Мегрэ подошел к окну, вдохнул свежего воздуха, вытер лоб платком. Нервы у него были напряжены и дрожали, как у актера, только что сыгравшего свою главную сцену.

— Вы не отвечаете. Я знаю, не можете ответить. Это мучительно для вашего самолюбия. Привыкли жить с трусостью в постоянных компромиссах. Сколько раз у вас появлялось желание убить их? Я говорю не о бедных девушках, лишенных вами жизни на улицах. Я имею в виду вашу мать и жену. Держу пари, что еще в юности вам приходила на ум идея: убить мать, чтобы освободиться. А потом то же самое было с Ивонной. Вы были их пленником. Они взрастили вас, ухаживали, лелеяли и в то же время обладали вами. Вы были их вещью, собственностью, которую они делили между собой. И вы, разрываясь между улицей Коленкур и бульваром Сен-Жермен, создали свой мир. Когда, почему, под воздействием каких эмоций, какого унижения произошел взрыв? Я не знаю. Вы один можете ответить на этот вопрос, да и в этом я не уверен. Каким образом могли вы самоутвердиться? Не своей профессией. Вы знали, что неудачник, больше того, вы — любитель. Никто не принимал вас всерьез. Так как же? Каким «подвигом»? Чтобы удовлетворить свою гордыню, спесь, это должно быть шумно, с треском. Ваш поступок должен был заставить говорить о вас весь мир, дать вам чувство превосходства над толпой. Не вернулись ли вы снова к мысли об убийстве женщин? Это было бы опасно. Поиски автоматически вышли бы на вас, да и не осталось бы никого, кто вас поддерживал, угождал, льстил. И все-таки это на них, на женщин, ваших властительниц, были направлены ваши действия. Именно случайные женщины стали вашими жертвами. Полегчало ли вам, Монсин, когда вы открыли, что способны убить? Дало ли это вам превосходство или просто почувствовали себя человеком? Мегрэ смотрел прямо в глаза, и его собеседеник отпрянул.

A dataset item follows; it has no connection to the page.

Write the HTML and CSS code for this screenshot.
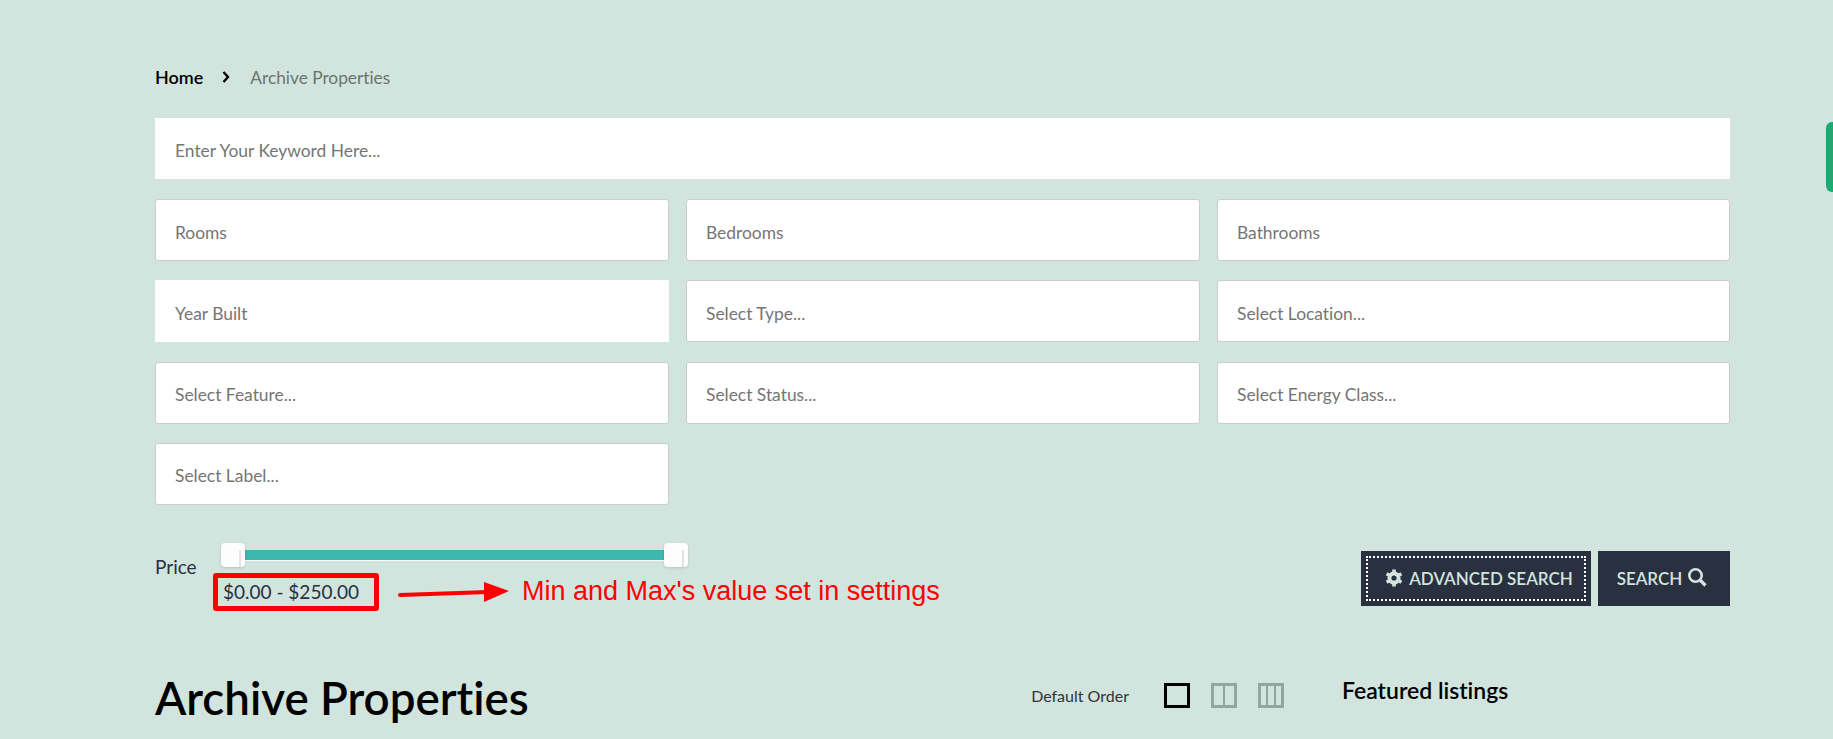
FILE: index.html
```html
<!DOCTYPE html>
<html lang="en">
<head>
  <meta charset="UTF-8">
  <meta name="viewport" content="width=device-width, initial-scale=1.0">
  <title>Archive Properties</title>
  <link rel="stylesheet" href="styles.css">
</head>
<body>
  <div class="side-tab"></div>

  <div class="page">
    <div class="breadcrumb">
      <a href="#" class="crumb-home">Home</a>
      <svg class="crumb-sep" width="8" height="12" viewBox="0 0 8 12"><polyline points="1.5,1 6,6 1.5,11" fill="none" stroke="#000" stroke-width="2.4"/></svg>
      <span class="crumb-current">Archive Properties</span>
    </div>

    <input class="field field-wide field-plain" type="text" placeholder="Enter Your Keyword Here...">

    <div class="field-grid">
      <input class="field" type="text" placeholder="Rooms">
      <input class="field" type="text" placeholder="Bedrooms">
      <input class="field" type="text" placeholder="Bathrooms">
      <input class="field field-plain" type="text" placeholder="Year Built">
      <select class="field"><option>Select Type...</option></select>
      <select class="field"><option>Select Location...</option></select>
      <select class="field"><option>Select Feature...</option></select>
      <select class="field"><option>Select Status...</option></select>
      <select class="field"><option>Select Energy Class...</option></select>
      <select class="field"><option>Select Label...</option></select>
    </div>

    <div class="price-row">
      <div class="price-label">Price</div>
      <div class="price-box">
        <div class="slider">
          <div class="slider-track"></div>
          <span class="slider-handle"></span>
          <span class="slider-handle"></span>
        </div>
        <div class="price-note">
          <div class="price-value">$0.00 - $250.00</div>
          <svg class="note-arrow" width="112" height="22" viewBox="0 0 112 22"><line x1="2" y1="14" x2="90" y2="11" stroke="#f00" stroke-width="4" stroke-linecap="round"/><polygon points="86,1 111,10 86,21" fill="#f00"/></svg>
          <span class="note-text">Min and Max's value set in settings</span>
        </div>
      </div>
      <div class="search-buttons">
        <button class="btn btn-advanced">
          <svg width="18" height="18" viewBox="0 0 18 18"><g fill="none" stroke="#d2e4de"><circle cx="9" cy="9" r="4.6" stroke-width="4"/><path stroke-width="3.6" d="M9 .5V3M9 15v2.5M14.2 6l2.2-1.25M14.2 12l2.2 1.25M3.8 6L1.6 4.75M3.8 12l-2.2 1.25"/></g></svg>
          ADVANCED SEARCH
        </button>
        <button class="btn btn-search">
          SEARCH
          <svg class="search-icon" width="20" height="20" viewBox="0 0 20 20"><g fill="none" stroke="#d2e4de"><circle cx="8.5" cy="8.5" r="6.2" stroke-width="2.6"/><line x1="13" y1="13" x2="18.5" y2="18.5" stroke-width="3.2"/></g></svg>
        </button>
      </div>
    </div>

    <div class="listing-head">
      <div class="listing-main">
        <h1>Archive Properties</h1>
        <div class="listing-tools">
          <span class="order">Default Order</span>
          <div class="view-icon active"><i></i></div>
          <div class="view-icon"><i></i><i></i></div>
          <div class="view-icon"><i></i><i></i><i></i></div>
        </div>
      </div>
      <h3>Featured listings</h3>
    </div>
  </div>
</body>
</html>
```

FILE: styles.css
```css
body {
  font-family: Lato, "Noto Sans", sans-serif;
  font-variant-ligatures: none;
  margin: 0;
  padding: 0;
  background-color: #d2e4de;
  height: 739px;
  overflow: hidden;
}
.side-tab {
  position: absolute;
  top: 122px;
  right: 0;
  width: 7px;
  height: 70px;
  background-color: #1aab73;
  border-radius: 6px 0 0 6px;
}
.page {
  padding: 66px 103px 0 155px;
}
.breadcrumb {
  display: flex;
  align-items: center;
  height: 22px;
  font-size: 17.3px;
}
.crumb-home {
  color: #000;
  font-size: 18px;
  font-weight: 600;
  text-decoration: none;
}
.crumb-sep {
  margin: 0 20px 0 19px;
}
.crumb-current {
  color: #6b7570;
}
.field {
  display: block;
  box-sizing: border-box;
  width: 100%;
  height: 62px;
  padding: 4px 19px 0;
  border: 1px solid #ccc;
  border-radius: 3px;
  background-color: #fff;
  color: #757575;
  font-family: inherit;
  font-size: 17.4px;
  font-variant-ligatures: none;
  appearance: none;
}
.field::placeholder {
  color: #757575;
  opacity: 1;
}
.field-plain {
  padding-left: 20px;
  border: 0;
  border-radius: 0;
}
.field-wide {
  margin-top: 30px;
  height: 61px;
}
.field-grid {
  display: grid;
  grid-template-columns: 514px 514px 513px;
  gap: 19.3px 17px;
  margin-top: 20px;
}
.price-row {
  display: flex;
  margin-top: 38px;
}
.price-label {
  width: 58px;
  margin-top: 12px;
  font-size: 19px;
  line-height: 24px;
  color: #29303f;
}
.slider {
  position: relative;
  width: 467px;
  height: 24px;
  margin-left: 8px;
}
.slider-track {
  position: absolute;
  top: 7px;
  left: 6px;
  right: 6px;
  height: 10px;
  background-color: #3eb8ae;
  border-bottom: 1px solid #fff;
}
.slider-handle {
  position: absolute;
  top: 0;
  left: 0;
  width: 24px;
  height: 24px;
  box-sizing: border-box;
  background-color: #fdfdfd;
  border-radius: 4px;
  box-shadow: 0 1px 3px rgba(0, 0, 0, 0.15);
}
.slider-handle + .slider-handle {
  left: auto;
  right: 0;
}
.slider-handle::after {
  content: "";
  position: absolute;
  top: 7px;
  right: 4px;
  width: 2px;
  height: 17px;
  background-color: #e4e4e4;
}
.price-note {
  display: flex;
  align-items: center;
  margin-top: 6px;
}
.price-value {
  box-sizing: border-box;
  width: 166px;
  height: 38px;
  padding-left: 5px;
  border: 5px solid #f00;
  border-radius: 3px;
  font-size: 19px;
  line-height: 28px;
  color: #29303f;
  white-space: nowrap;
}
.note-arrow {
  margin: 0 12px 0 19px;
}
.note-text {
  font-family: "Liberation Sans", Arial, sans-serif;
  font-size: 27px;
  color: #f00;
  white-space: nowrap;
}
.search-buttons {
  display: flex;
  gap: 7px;
  margin: 8px 0 0 auto;
}
.btn {
  display: flex;
  align-items: center;
  justify-content: center;
  gap: 6px;
  height: 55px;
  border: 0;
  background-color: #29303f;
  color: #d2e4de;
  font-family: inherit;
  font-size: 17px;
  font-weight: 600;
}
.btn-advanced {
  width: 230px;
  padding-left: 12px;
  outline: 2px dotted #fff;
  outline-offset: -7px;
}
.btn-search {
  width: 132px;
  padding-right: 10px;
}
.search-icon {
  margin: -3px 0 0 -1px;
}
.listing-head {
  display: flex;
  margin-top: 53px;
}
.listing-main {
  display: flex;
  align-items: center;
  justify-content: space-between;
  width: 1129px;
  height: 68px;
}
h1 {
  margin: 0;
  font-size: 45.7px;
  font-weight: 600;
  color: #000;
}
.listing-tools {
  display: flex;
  align-items: center;
  gap: 21px;
  margin-top: -4px;
}
.order {
  margin-right: 14px;
  font-size: 16px;
  color: #333;
}
.view-icon {
  display: flex;
  box-sizing: border-box;
  width: 26px;
  height: 25px;
  border: 3px solid #8fa79f;
}
.view-icon.active {
  border-color: #000;
}
.view-icon i {
  flex: 1;
  border-left: 2px solid #8fa79f;
}
.view-icon i:first-child {
  border-left: 0;
}
h3 {
  margin: 0 0 0 58px;
  font-size: 23px;
  font-weight: 600;
  line-height: 52px;
  color: #000;
}
```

— Хотя убийство во все времена считалось самым тяжким преступлением, существуют люди, которые думают, что его совершение предполагает особый род храбрости. Я считаю, что первый раз, второго февраля, оно доставило вам чувство удовлетворения, даже опьянения. Вы приняли все меры предосторожности, не хотели платить, идти на эшафот, в тюрьму или сумасшедший дом. Вы преступник-буржуа, господин Монсин, преступник-неженка, убийца, заботящийся о комфорте и уходе. Вот почему традиционные методы полиции в отношении вас оказались недействительными. Это я понял, когда увидел вас. Вы боитесь тела с почти физическим страданием. Если бы я дал вам пощечину, вы «раскололись» бы и, кто знает, может быть, из-за страха перед второй пощечиной вы предпочли бы признаться…

Вид Мегрэ был страшен, ярость овладела им помимо его желания, и Монсин, сразу как-то уменьшившийся в размерах, был потрясен.

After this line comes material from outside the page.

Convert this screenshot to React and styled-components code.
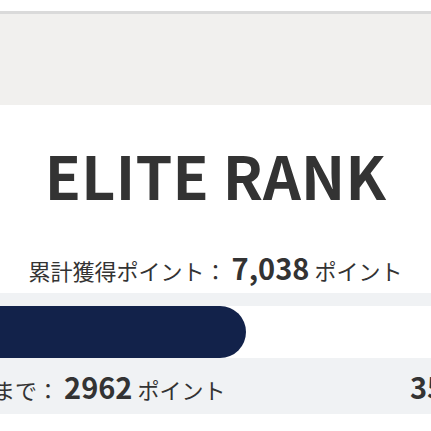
import React from 'react'
import styled, { createGlobalStyle } from 'styled-components'

const GlobalStyle = createGlobalStyle`
    html, body {
        margin: 0;
        padding: 0;
        background: #fff;
        overflow: hidden;
    }
    body {
        font-family: "Noto Sans CJK JP", "Noto Sans", sans-serif;
        color: #333;
    }
`

const Page = styled.div`
    width: 431px;
    padding-top: 11px;
`

const Banner = styled.div`
    height: 91px;
    background: #f1f0ee;
    border-top: 3px solid #dadada;
`

const Rank = styled.h1`
    margin: 40px 0 0;
    font-size: 59px;
    font-weight: 700;
    line-height: 1;
    text-align: center;
    letter-spacing: 0.3px;
`

const Total = styled.p`
    margin: 48px 0 0;
    font-size: 22px;
    line-height: 30px;
    text-align: center;
    white-space: nowrap;
`

const Num = styled.b`
    font-size: 29px;
    font-weight: 700;
    margin: 0 5px;
`

const Panel = styled.div`
    margin: 8px 0 0 -133px;
    width: 747px;
    box-sizing: border-box;
    padding: 13px 16px 0;
    background: #f0f2f4;
`

const Track = styled.div`
    height: 52px;
    background: #fff;
`

const Fill = styled.div`
    height: 100%;
    background: #12224a;
    border-radius: 0 26px 26px 0;
`

const Labels = styled.div`
    display: flex;
    justify-content: space-between;
    align-items: center;
    height: 56px;
    font-size: 22px;
    white-space: nowrap;
`

export default function App() {
    const progress = 50.8

    return (
        <Page>
            <GlobalStyle />
            <Banner />
            <Rank>ELITE RANK</Rank>
            <Total>累計獲得ポイント：<Num>7,038</Num>ポイント</Total>
            <Panel>
                <Track>
                    <Fill style={{ width: `${progress}%` }} />
                </Track>
                <Labels>
                    <span>次のランクまで：<Num>2962</Num>ポイント</span>
                    <span><Num>35,000</Num>ポイント</span>
                </Labels>
            </Panel>
        </Page>
    )
}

— Не бойтесь. Я не буду вас бить. Просто хотел проверить, тот ли вы, каким я вас представлял. Вы умны. Вы выбрали квартал, известный вам как свои пять пальцев, ведь вы жили в нем с детства. Выбрали бесшумное оружие и в то же время такое, которое в момент удара приносило вам физическое удовлетворение. Нажатие на курок пистолета или подмешивание яда ничего подобного бы не дало. Вам необходимо было уничтожать, истреблять. Вы убивали, но это не удовлетворяло вас: вам нужно было ожесточиться, остервенеть. Вы разрезали платья жертв, белье, и, несомненно, это заинтересует психиатров. Не трогали своих жертв потому, что неспособны и никогда не были настоящим мужчиной.